In El Salvador, impoverished households often spend up to 75% of their income on food, often due to market speculation that puts even the most basic staples out of reach of many poor families.

More than 200,000 households in El Salvador have no running water, while beverage corporations, shopping malls, and luxury housing complexes use thousands of gallons of water daily. The United Nations Development Programme classifies El Salvador as the third most unequal in Latin America and the Caribbean in terms of access to water.

Kristi Van Nostran, of Joining Hands Against Hunger in El Salvador, said: “The majority of families in El Salvador can’t count on consistent access to basic needs like food and water. So a national agreement along the lines of what’s being proposed is really necessary.

“It would also do a lot to increase the country’s independence and ability to weather the storm of the global market.”

Darcey O’Callaghan of Food and Water Watch said: “We are hopeful that this constitutional law would right the wrongs that allow corporate water users to extract unabated while households struggle to brush their teeth and wash their hands.”
The reform is supported by El Salvador’s President Salvador Sanchez Cerén and legislators from the governing left-wing Farabundo Marti National Liberation Front (FMLN), as well as the smaller parties Grand National Alliance (GANA) and Democratic Change (CD). The country’s archbishop and the human rights ombudsman also back the reform.

But sadly, but not surprisingly, ARENA, the PCN, and the PDC chose to ignore the voices of the Salvadoran people in favour of the interests of big business, food importers, and an economic elite that hopes to privatise water.
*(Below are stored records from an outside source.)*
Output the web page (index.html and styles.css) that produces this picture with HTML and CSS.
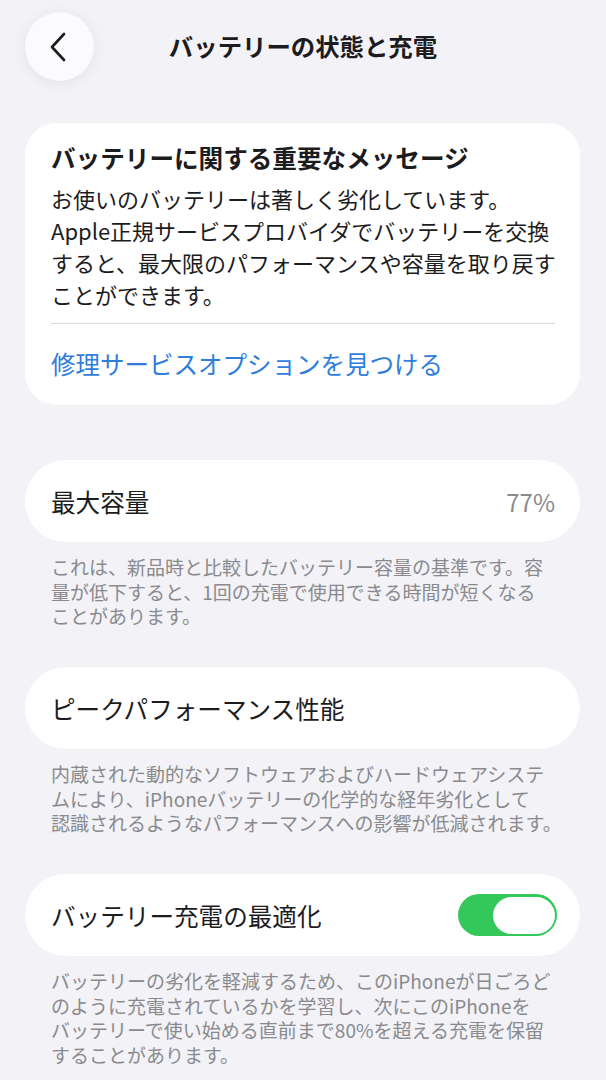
FILE: index.html
```html
<!DOCTYPE html>
<html lang="ja">
<head>
<meta charset="utf-8">
<link rel="stylesheet" href="styles.css">
</head>
<body>
<div class="page">
  <header class="nav">
    <div class="back">
      <svg width="20" height="30" viewBox="0 0 20 30"><path d="M16 2 L4 15 L16 28" fill="none" stroke="#1c1c1e" stroke-width="2.6" stroke-linecap="round" stroke-linejoin="round"/></svg>
    </div>
    <h1 class="nav-title">バッテリーの状態と充電</h1>
  </header>

  <section class="card msg">
    <h2 class="msg-title">バッテリーに関する重要なメッセージ</h2>
    <p class="msg-body">お使いのバッテリーは著しく劣化しています。<br>Apple正規サービスプロバイダでバッテリーを交換<br>すると、最大限のパフォーマンスや容量を取り戻す<br>ことができます。</p>
    <div class="divider"></div>
    <div class="link-row"><span class="link">修理サービスオプションを見つける</span></div>
  </section>

  <section class="group">
    <div class="card row">
      <span class="row-label">最大容量</span>
      <span class="row-value">77%</span>
    </div>
    <p class="footer">これは、新品時と比較したバッテリー容量の基準です。容<br>量が低下すると、1回の充電で使用できる時間が短くなる<br>ことがあります。</p>
  </section>

  <section class="group">
    <div class="card row">
      <span class="row-label">ピークパフォーマンス性能</span>
    </div>
    <p class="footer">内蔵された動的なソフトウェアおよびハードウェアシステ<br>ムにより、iPhoneバッテリーの化学的な経年劣化として<br>認識されるようなパフォーマンスへの影響が低減されます。</p>
  </section>

  <section class="group">
    <div class="card row">
      <span class="row-label">バッテリー充電の最適化</span>
      <span class="toggle"><span class="knob"></span></span>
    </div>
    <p class="footer">バッテリーの劣化を軽減するため、このiPhoneが日ごろど<br>のように充電されているかを学習し、次にこのiPhoneを<br>バッテリーで使い始める直前まで80%を超える充電を保留<br>することがあります。</p>
  </section>
</div>
</body>
</html>
```

FILE: styles.css
```css
* { box-sizing: border-box; }
html, body {
  margin: 0;
  padding: 0;
  background: #f2f2f7;
}
body {
  font-family: "Noto Sans CJK JP", "Noto Sans", sans-serif;
  color: #1c1c1e;
  width: 606px;
  height: 1080px;
  overflow: hidden;
}
.page {
  padding: 0 26px 0 25px;
}
.nav {
  position: relative;
  height: 123px;
  padding-top: 12px;
}
.back {
  width: 69px;
  height: 69px;
  border-radius: 50%;
  background: #fbfbfd;
  box-shadow: 0 2px 14px rgba(0, 0, 0, 0.07);
  display: flex;
  align-items: center;
  justify-content: center;
  padding-right: 3px;
}
.nav-title {
  position: absolute;
  left: -25px;
  right: -26px;
  top: 28px;
  margin: 0;
  text-align: center;
  font-size: 24.4px;
  line-height: 36px;
  font-weight: 700;
  color: #1c1c1e;
}
.card {
  background: #ffffff;
  border-radius: 32px;
}
.msg {
  padding: 18px 25px 0 26px;
  height: 282px;
}
.msg-title {
  margin: 0;
  font-size: 24.6px;
  line-height: 32px;
  font-weight: 700;
}
.msg-body {
  margin: 9px 0 0;
  font-size: 22px;
  line-height: 32px;
  white-space: nowrap;
}
.divider {
  margin-top: 13px;
  height: 1px;
  background: #dcdce0;
}
.link-row {
  height: 79px;
  display: flex;
  align-items: center;
}
.link {
  font-size: 24.5px;
  color: #2f7ddc;
}
.group {
  margin-top: 55px;
}
.group + .group {
  margin-top: 38.5px;
}
.row {
  height: 82px;
  border-radius: 41px;
  padding: 0 25px 0 26px;
  display: flex;
  align-items: center;
  justify-content: space-between;
}
.row-label {
  font-size: 24.6px;
}
.row-value {
  font-size: 24px;
  color: #8a8a8e;
}
.toggle {
  width: 99px;
  height: 42px;
  border-radius: 21px;
  background: #34c759;
  margin-right: -2px;
  display: flex;
  align-items: center;
  justify-content: flex-end;
  padding-right: 2px;
}
.knob {
  width: 62px;
  height: 37px;
  border-radius: 19px;
  background: #ffffff;
}
.footer {
  margin: 13px 0 0 26px;
  font-size: 19px;
  line-height: 24.5px;
  color: #8a8a8e;
  white-space: nowrap;
}
```
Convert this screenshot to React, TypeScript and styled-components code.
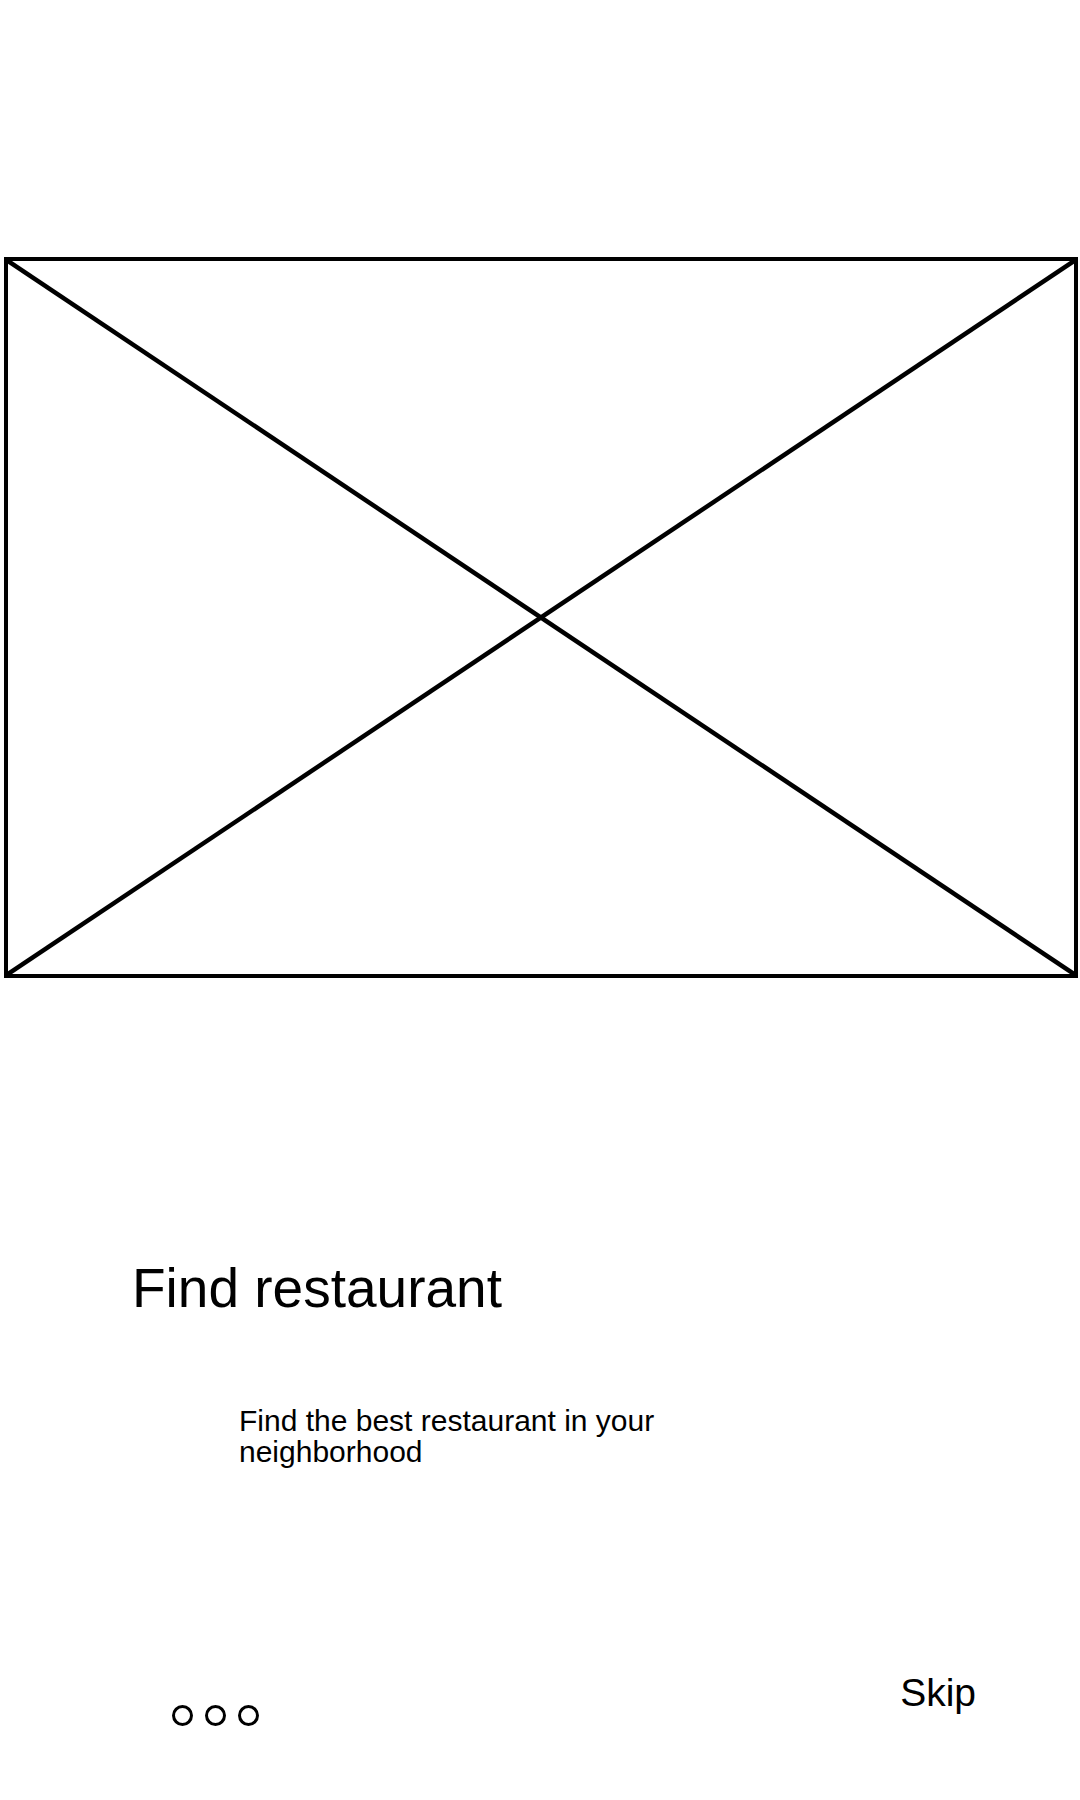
import React from "react";
import styled, { createGlobalStyle } from "styled-components";

const GlobalStyle = createGlobalStyle`
  html, body {
    margin: 0;
    padding: 0;
    background: #ffffff;
  }
  body {
    font-family: "Liberation Sans", Arial, sans-serif;
    color: #000000;
  }
`;

const Page = styled.div`
  display: flex;
  flex-direction: column;
  width: 1080px;
  min-height: 1800px;
  box-sizing: border-box;
  padding: 257px 2px 0 4px;
`;

const ImageFrame = styled.div`
  height: 721px;
  box-sizing: border-box;
  border: 4.5px solid #000;
`;

const Cross = styled.svg`
  display: block;
  width: 100%;
  height: 100%;
`;

const Title = styled.h1`
  margin: 279px 0 0;
  padding-left: 128px;
  font-size: 55px;
  font-weight: 400;
  line-height: 1.15;
`;

const Subtitle = styled.p`
  margin: 85px 0 0;
  padding-left: 235px;
  width: 460px;
  font-size: 30px;
  line-height: 31px;
`;

const Footer = styled.div`
  display: flex;
  justify-content: space-between;
  align-items: flex-start;
  margin-top: 204px;
  padding: 0 102px 0 168px;
`;

const Dots = styled.div`
  display: flex;
  gap: 12px;
  margin-top: 34px;
`;

const Dot = styled.span<{ $active?: boolean }>`
  width: 21px;
  height: 21px;
  box-sizing: border-box;
  border: 3px solid #000;
  border-radius: 50%;
  background: ${(p) => (p.$active ? "#000" : "transparent")};
`;

const SkipButton = styled.button`
  border: none;
  background: none;
  padding: 0;
  font-family: inherit;
  font-size: 39px;
  line-height: 1.15;
  color: #000;
  cursor: pointer;
`;

export default function App() {
  return (
    <>
      <GlobalStyle />
      <Page>
        <ImageFrame>
          <Cross viewBox="0 0 100 100" preserveAspectRatio="none">
            <line x1="0" y1="0" x2="100" y2="100" stroke="#000" strokeWidth="4.5" vectorEffect="non-scaling-stroke" />
            <line x1="100" y1="0" x2="0" y2="100" stroke="#000" strokeWidth="4.5" vectorEffect="non-scaling-stroke" />
          </Cross>
        </ImageFrame>
        <Title>Find restaurant</Title>
        <Subtitle>Find the best restaurant in your neighborhood</Subtitle>
        <Footer>
          <Dots>
            <Dot />
            <Dot />
            <Dot />
          </Dots>
          <SkipButton>Skip</SkipButton>
        </Footer>
      </Page>
    </>
  );
}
Alexis Stoumbelis, from CISPES, said: “The proposal to ratify food and water as constitutional rights was developed in consultation with a broad representation of Salvadoran society.

“So it’s a big concern to see a number of political parties and their legislators, backed by powerful special interests, simply ignoring their constituents’ demands.”

Faced with the right-wing parties’ actions to block the ratification by denying it its needed two-thirds majority, FMLN legislators introduced an identical reform before the session ended, which was approved by a simple majority.

For it to be adopted, however, it will require its own two-thirds ratification by the new, incoming legislature that took office on May 1. The struggle remains an uphill battle, but the FMLN’s action ensures that the proposed reform did not meet its end on April 29.

The Environmental Alliance is regrouping to chart a new course to fight for the reform’s ratification during the next three-year legislative period. International groups in solidarity with El Salvador will continue to support its struggle.